Signe d’un certain pessimisme – réalisme ? – de l’auteur, le personnage le plus pur de l’histoire connaît une fin tragique, presque expiatoire. L’inspecteur de police l’avait prévenu : « Nous habitons un pays étrange et sublime. On y rencontre les êtres humains les meilleurs, et aussi les pires. On peut aussi bien y avoir affaire à une générosité sans pareille qu’à une cruauté qui dépasse l’entendement. Pour survivre ici tu dois changer ta façon de penser ».
Il n’y est pas parvenu, il n’a pas survécu.

 

Car le feu d’artifice cache une vraie bombe : page après page, le monde s’offre dans un spectacle peu reluisant : des politiciens corrompus, un fils à papa profitant de son statut pour humilier et violer, des notables infects et suffisants… Mensonges et manipulation semblent les seuls moyens de s’en sortir dans une société dure et hypocrite, particulièrement pour les femmes, comme le résume Shabnam Saxena d’une formule lapidaire : « l’épouse peut être séduite, la putain achetée ».

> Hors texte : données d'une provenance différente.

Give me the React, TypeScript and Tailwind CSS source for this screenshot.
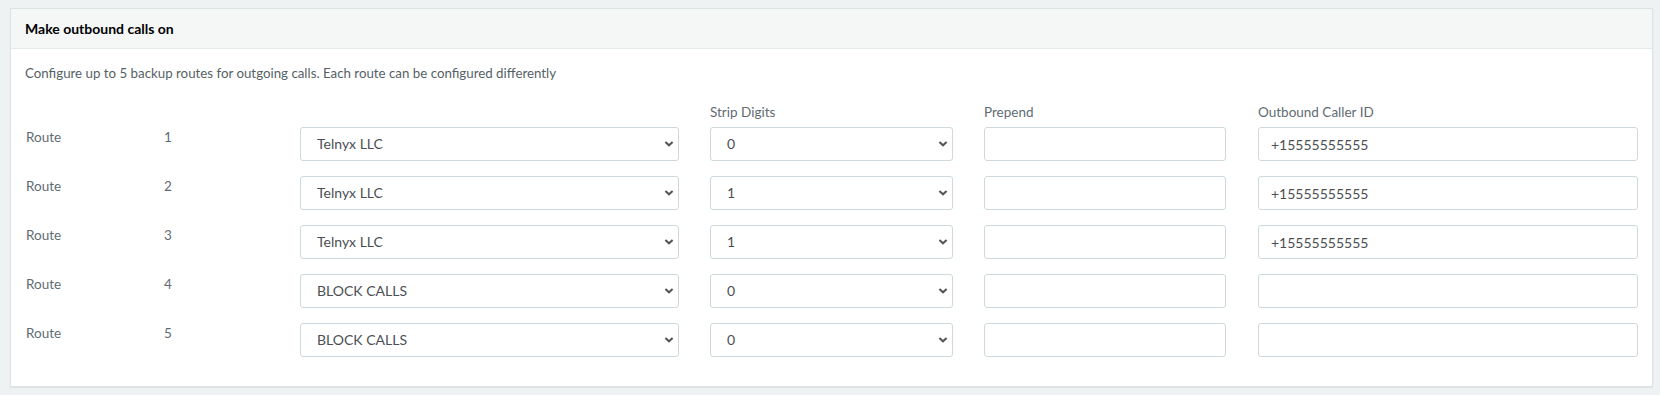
import React from 'react';

type Route = { id: number; provider: string; strip: string; prepend: string; callerId: string };

const routes: Route[] = [
  { id: 1, provider: 'Telnyx LLC', strip: '0', prepend: '', callerId: '+15555555555' },
  { id: 2, provider: 'Telnyx LLC', strip: '1', prepend: '', callerId: '+15555555555' },
  { id: 3, provider: 'Telnyx LLC', strip: '1', prepend: '', callerId: '+15555555555' },
  { id: 4, provider: 'BLOCK CALLS', strip: '0', prepend: '', callerId: '' },
  { id: 5, provider: 'BLOCK CALLS', strip: '0', prepend: '', callerId: '' },
];

const Chevron = () => (
  <svg width="10" height="7" viewBox="0 0 10 7" className="pointer-events-none absolute right-[5px] top-1/2 -translate-y-1/2">
    <path d="M1.4 1.4 L5 4.8 L8.6 1.4" fill="none" stroke="#555" strokeWidth="2" />
  </svg>
);

const Select = ({ value, options, width }: { value: string; options: string[]; width: string }) => (
  <div className={`relative shrink-0 ${width}`}>
    <select
      defaultValue={value}
      className="h-[34px] w-full appearance-none rounded-[3px] border border-[#cdd9dc] bg-white pl-[16px] pr-6 text-[14px] text-[#4b4f54] outline-none"
    >
      {options.map((o) => (
        <option key={o}>{o}</option>
      ))}
    </select>
    <Chevron />
  </div>
);

const TextInput = ({ value, width }: { value: string; width: string }) => (
  <input
    type="text"
    defaultValue={value}
    className={`h-[34px] shrink-0 ${width} rounded-[3px] border border-[#cdd9dc] bg-white px-[12px] text-[14px] text-[#4b4f54] outline-none`}
  />
);

export default function App() {
  return (
    <div className="min-h-[395px] bg-[#eef2f3] pt-[8px] font-['Lato','Liberation_Sans',sans-serif]">
      <div className="ml-[10px] w-[1643px] border border-[#dce3e5] bg-white shadow-[0_1px_1px_rgba(0,0,0,0.05)]">
        {/* Header */}
        <div className="flex h-[40px] items-center border-b border-[#e5eaeb] bg-[#f5f7f7] px-[14px]">
          <span className="text-[14px] font-bold text-black">Make outbound calls on</span>
        </div>

        {/* Body */}
        <div className="px-[14px] pb-[29px] pt-[14px]">
          <p className="text-[13.3px] leading-[20px] text-[#555f66]">
            Configure up to 5 backup routes for outgoing calls. Each route can be configured differently
          </p>

          <div className="mt-[19px] flex text-[13.5px] leading-[20px] text-[#5f6b74]">
            <div className="w-[139px] shrink-0" />
            <div className="w-[136px] shrink-0" />
            <div className="w-[379px] shrink-0" />
            <div className="ml-[31px] w-[243px] shrink-0">Strip Digits</div>
            <div className="ml-[31px] w-[242px] shrink-0">Prepend</div>
            <div className="ml-[32px] w-[380px] shrink-0">Outbound Caller ID</div>
          </div>

          <div className="mt-[5px] flex flex-col gap-[15px]">
            {routes.map((r) => (
              <div key={r.id} className="flex items-start text-[13.5px] leading-[20px] text-[#5f6b74]">
                <div className="w-[139px] shrink-0 pl-[1px]">Route</div>
                <div className="w-[136px] shrink-0">{r.id}</div>
                <Select value={r.provider} options={['Telnyx LLC', 'BLOCK CALLS']} width="w-[379px]" />
                <div className="ml-[31px] shrink-0">
                  <Select value={r.strip} options={['0', '1', '2', '3']} width="w-[243px]" />
                </div>
                <div className="ml-[31px] shrink-0">
                  <TextInput value={r.prepend} width="w-[242px]" />
                </div>
                <div className="ml-[32px] shrink-0">
                  <TextInput value={r.callerId} width="w-[380px]" />
                </div>
              </div>
            ))}
          </div>
        </div>
      </div>
    </div>
  );
}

L’ambivalence de la dialectique maître-esclave, où chacun tente de tirer parti de sa situation dans une société très hiérarchisée est rappelée plusieurs fois : dans le rapport entre Mohan, le notable irascible touché périodiquement par la grâce et son serviteur qui ne vit que pour marier sa fille, ou dans les rapports troubles entre Shabnam Saxena, son sosie Ram Dulari et son assistant véreux Dhola.
Dans une pirouette finale, l’auteur rappelle, en citant Nietzsche, qu’ « il n’y a pas de faits, il n’y a que des interprétations ». Qui a tué ? Quelle est la réalité ? Où est la vérité ? Il y autant de possibilités qu’il y a de facettes aux boules brillantes décorant la maison de l’affreux Vicky Rai le soir de sa mort.